Los caminos nos condujeron también hacia la historia más antigua. En Matera, ciudad excavada en la roca, descubrimos el evangelio de la tierra: de las cuevas que fueron refugio brota la luz que enseña a renacer. Aquella piedra, redimida del abandono, nos habló de la gracia que transforma la ruina en belleza. Paestum, con sus templos griegos, nos recordó que el deseo de lo divino late en el corazón humano desde siempre. En Herculano, sepultada por la erupción del Vesubio el año 79, la vida cotidiana quedó detenida en un instante, como testimonio de la fragilidad y del misterio del tiempo.
Nápoles, con su vitalidad ardiente al pie del volcán, nos mostró un rostro de fe popular y apasionada, donde la Virgen y los santos conviven con el clamor de las calles. Allí comprendimos que Dios habita también el bullicio, la risa y el trabajo, el pan compartido y la música de la vida.

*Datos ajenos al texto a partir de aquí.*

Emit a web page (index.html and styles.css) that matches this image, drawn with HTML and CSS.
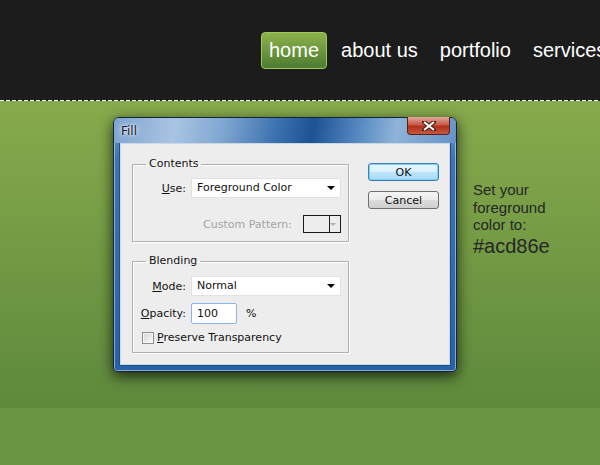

Esta peregrinación ha sido más que un viaje: ha sido un sacramento de encuentro. Hemos celebrado la eucaristía junto a las tumbas de los apóstoles y de los mártires, hemos rezado en los templos y en el autobús, contemplado los mares Tirreno y Adriático. Hemos compartido mesa, cansancio y alegría, sabiendo que cada uno recibe según como lleve su vaso, tal como enseñaba san Juan de la Cruz: la fuente divina mana siempre, y solo pide corazones abiertos, capaces de descubrir y acoger su presencia en cada lugar y en cada acontecimiento.
Al volver a nuestras casas, sabemos que la peregrinación continúa. Roma y el sur de Italia quedan atrás, pero el camino del alma sigue adelante. Que el Señor, que nos ha reunido como pueblo en marcha, mantenga encendida la llama de esta experiencia; que cada jornada, por ordinaria que parezca, sea vivida como un nuevo paso hacia él. Y que María, Madre de la Iglesia y estrella del mar, nos enseñe a custodiar la fe y a servir con alegría. Quiera Dios que, al mirar atrás, podamos decir con gratitud: “Hemos sido peregrinos de esperanza, y en cada piedra, en cada rostro, en cada amanecer, hemos encontrado a Dios”. Amén.